Судьбы сестер после ликвидации монастыря сложились очень скорбно. Оказавшись в миру, во враждебном окружении, они должны были, помимо прочего, искать источники для своего существования. Как правило, они выполняли самые низкие и черные работы, на которые их тоже принимали неохотно, как представителей «реакционного» сословия. До начала 30-х годов, когда началось массовое закрытие и разрушение храмов, многие сестры служили при них сторожами и псаломщицами, пели в церковных хорах. Так, несколько оршинских сестер – жили в сторожке при храме мученика Никиты и пели в церковном хоре. Они держали корову, «которой и кормились».

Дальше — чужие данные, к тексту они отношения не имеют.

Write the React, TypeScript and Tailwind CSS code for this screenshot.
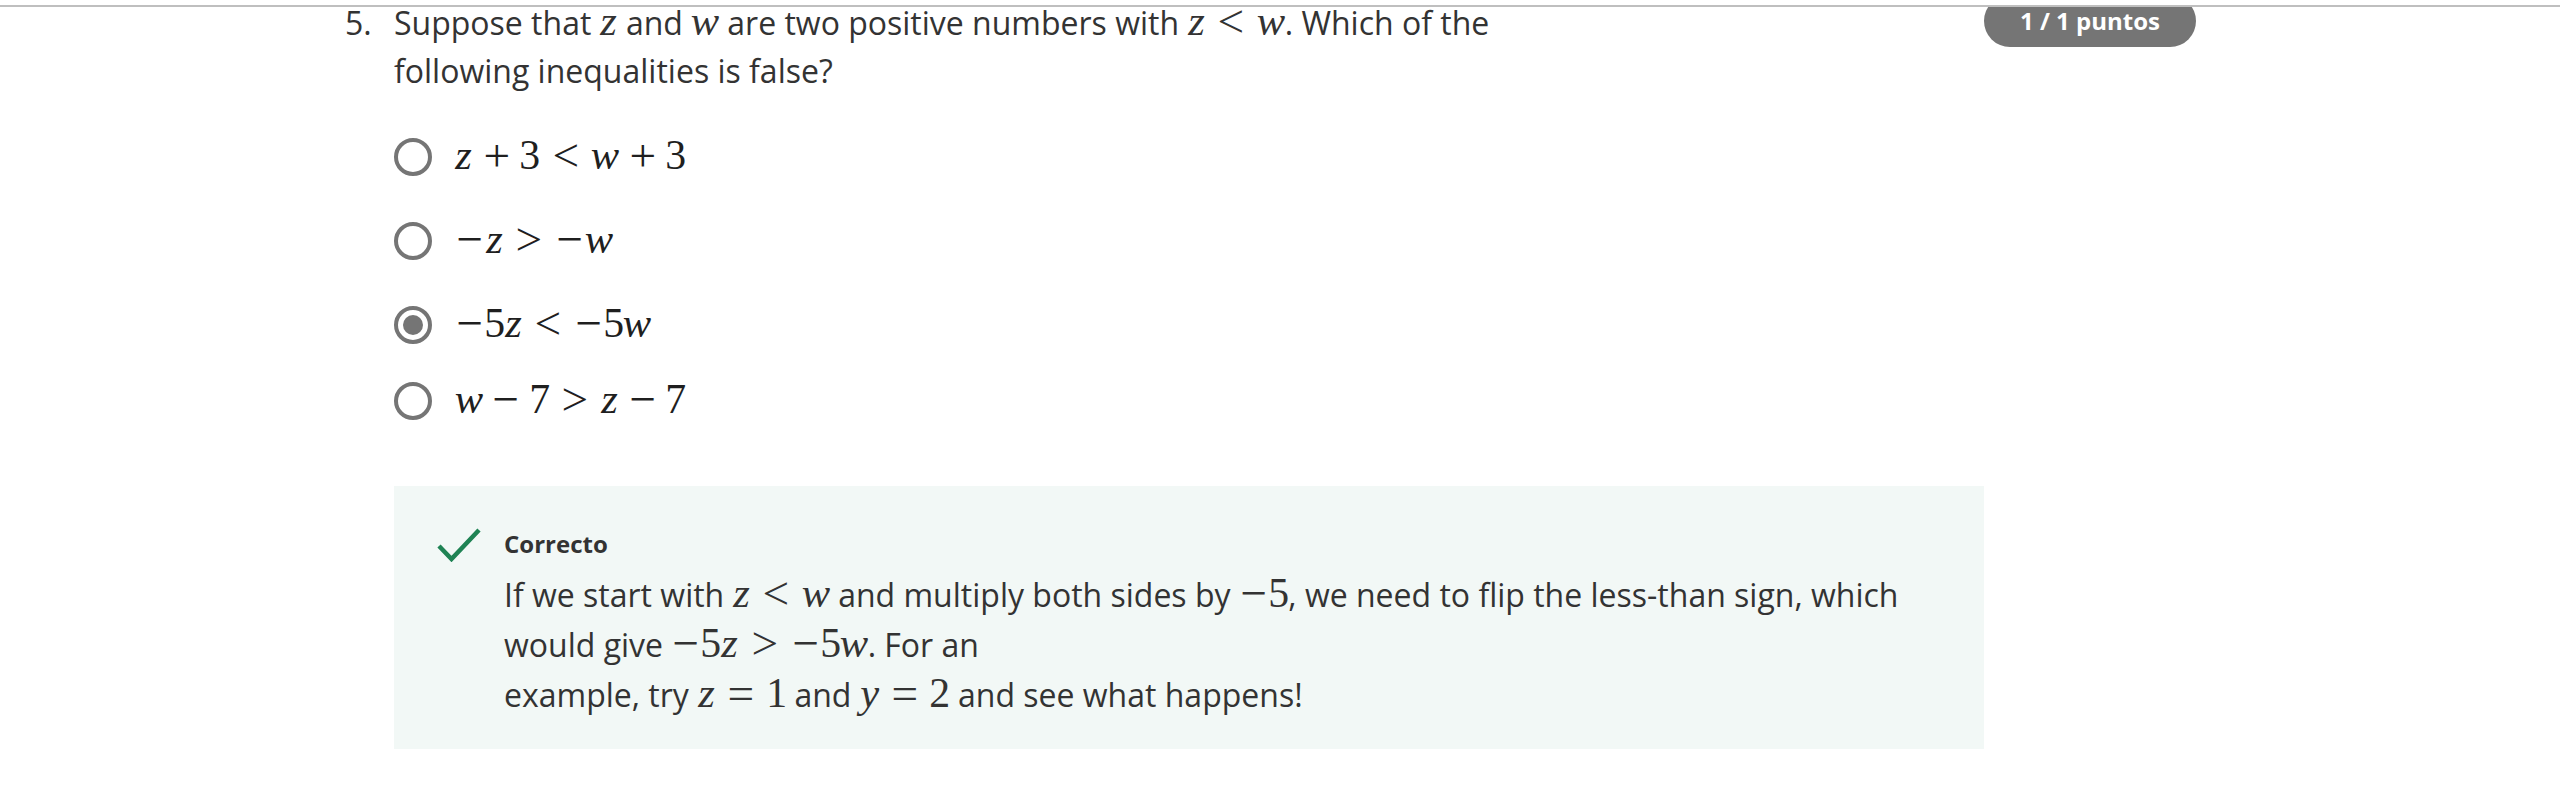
import React from 'react';

type Kind = 'v' | 'n' | 'b' | 'r' | 'u';
type Tok = [string, Kind];

function glyphClass(ch: string, kind: Kind): string {
  let cls = 'inline-block text-center';
  if (ch === 'z') cls += ' w-[0.465em] italic';
  else if (ch === 'w') cls += ' w-[0.716em] italic';
  else if (ch === 'y') cls += ' w-[0.49em] italic';
  else if (kind === 'n') cls += ' w-[0.5em]';
  else cls += ' w-[0.778em]';
  if (kind === 'b') cls += ' mx-[0.222em]';
  if (kind === 'r') cls += ' mx-[0.278em]';
  return cls;
}

function innerClass(kind: Kind): string {
  if (kind === 'v') return 'inline-block scale-[1.1] origin-[50%_84%]';
  if (kind === 'n') return 'inline-block scale-[1.08] origin-[50%_84%]';
  return 'inline-block scale-[1.22] origin-[50%_58%]';
}

function M({ t }: { t: Tok[] }) {
  return (
    <span className="inline-block whitespace-nowrap text-[1.21em] leading-none font-['Liberation_Serif',serif]">
      {t.map(([ch, k], i) => (
        <span key={i} className={glyphClass(ch, k)}>
          <span className={innerClass(k)}>{ch}</span>
        </span>
      ))}
    </span>
  );
}

const Z: Tok[] = [['z', 'v']];
const W: Tok[] = [['w', 'v']];

function Radio({ checked }: { checked?: boolean }) {
  return (
    <span className="w-[38px] h-[38px] shrink-0 rounded-full border-4 border-[#757575] flex items-center justify-center">
      {checked ? <span className="w-[20px] h-[20px] rounded-full bg-[#757575]" /> : null}
    </span>
  );
}

function Check() {
  return (
    <svg width="44" height="34" viewBox="0 0 44 34" fill="none">
      <path d="M2 18 L14.5 31 L42 2" stroke="#1f8354" strokeWidth="4.5" strokeLinecap="butt" strokeLinejoin="miter" />
    </svg>
  );
}

export default function App() {
  const options: { t: Tok[]; checked?: boolean; mt: string }[] = [
    {
      t: [['z', 'v'], ['+', 'b'], ['3', 'n'], ['<', 'r'], ['w', 'v'], ['+', 'b'], ['3', 'n']],
      mt: 'mt-[38px]',
    },
    {
      t: [['−', 'u'], ['z', 'v'], ['>', 'r'], ['−', 'u'], ['w', 'v']],
      mt: 'mt-[36px]',
    },
    {
      t: [['−', 'u'], ['5', 'n'], ['z', 'v'], ['<', 'r'], ['−', 'u'], ['5', 'n'], ['w', 'v']],
      checked: true,
      mt: 'mt-[36px]',
    },
    {
      t: [['w', 'v'], ['−', 'b'], ['7', 'n'], ['>', 'r'], ['z', 'v'], ['−', 'b'], ['7', 'n']],
      mt: 'mt-[28px]',
    },
  ];

  return (
    <div className="relative w-[2560px] h-[805px] overflow-hidden bg-white text-[#333333] font-['Open_Sans',sans-serif]">
      <div className="absolute top-0 left-0 right-0 h-[7px] bg-white border-b-2 border-[#bfbfbf] z-10" />
      <div className="flex pl-[345px] -mt-[5px]">
        <div className="w-[49px] shrink-0 pt-[4px] text-[32px] leading-[48px]">5.</div>
        <div className="w-[1590px] shrink-0 flex flex-col">
          <div className="pt-[4px] text-[32px] leading-[48px] whitespace-nowrap">
            Suppose that <M t={Z} /> and <M t={W} /> are two positive numbers with{' '}
            <M t={[['z', 'v'], ['<', 'r'], ['w', 'v']]} />. Which of the
            <br />
            following inequalities is false?
          </div>
          <div className="flex flex-col">
            {options.map((o, i) => (
              <div key={i} className={'flex items-center h-[48px] ' + o.mt}>
                <Radio checked={o.checked} />
                <span className="ml-[23px] text-[32px] leading-[48px] text-[#1f1f1f]">
                  <M t={o.t} />
                </span>
              </div>
            ))}
          </div>
          <div className="mt-[61px] bg-[#f2f8f6] pl-[43px] pt-[42px] pb-[29px] flex">
            <div className="w-[67px] shrink-0">
              <Check />
            </div>
            <div className="flex flex-col">
              <div className="h-[32px] flex items-center text-[24px] font-bold leading-[32px]">Correcto</div>
              <div className="mt-[10px] text-[32px] leading-[50px] whitespace-nowrap">
                If we start with <M t={[['z', 'v'], ['<', 'r'], ['w', 'v']]} /> and multiply both sides by{' '}
                <M t={[['−', 'u'], ['5', 'n']]} />, we need to flip the less-than sign, which
                <br />
                would give <M t={[['−', 'u'], ['5', 'n'], ['z', 'v'], ['>', 'r'], ['−', 'u'], ['5', 'n'], ['w', 'v']]} />. For an
                <br />
                example, try <M t={[['z', 'v'], ['=', 'r'], ['1', 'n']]} /> and{' '}
                <M t={[['y', 'v'], ['=', 'r'], ['2', 'n']]} /> and see what happens!
              </div>
            </div>
          </div>
        </div>
        <div className="w-[212px] shrink-0">
          <div className="w-[212px] h-[52px] rounded-full bg-[#757575] text-white text-[24px] font-bold leading-[36px] flex items-center justify-center">
            1 / 1 puntos
          </div>
        </div>
      </div>
    </div>
  );
}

Очередное наступление на Церковь в начале 30-х годов было приурочено к борьбе против частного капитала, к которому была отнесена и Церковь. В 1931 году священники Никитского храма были арестованы. Вскоре арестовали по доносу и оршинских инокинь. Им было предъявлено обвинение в антисоветской деятельности по статье 58 п. 10 УК (антисоветская деятельность). По приговору тройки ОГПУ от 11 июля 1931 года они были осуждены на ссылку в Казахстан сроком на 3 года с конфискацией имущества. Реабилитированы 13 сентября 1989 г.
Несколько оршинских сестер: инокини Калерия (Живова), Смарагда (Жукова), Валентина (Савельева) проходили в 30-м году по делу о так называемой «Дмитровской контрреволюционной монархической группировке». Из 64 человек обвиняемых 18 человек было расстреляно, остальные осуждены на разные сроки в концентрационные лагеря и ссылки.
(Вознесенский Оршин монастырь. Страницы истории. – Тверь, 2017)
Надеемся, что сведения о жизни и месте упокоении оршинских сестер, находившихся в рассеянии, с Божией помощью, будут открыты, как стали известны и могилы монахини Алевтины (Михайловой) в деревне Вырец Лихославльского района, и послушницы Александры в селе Никольском Рамешковского района.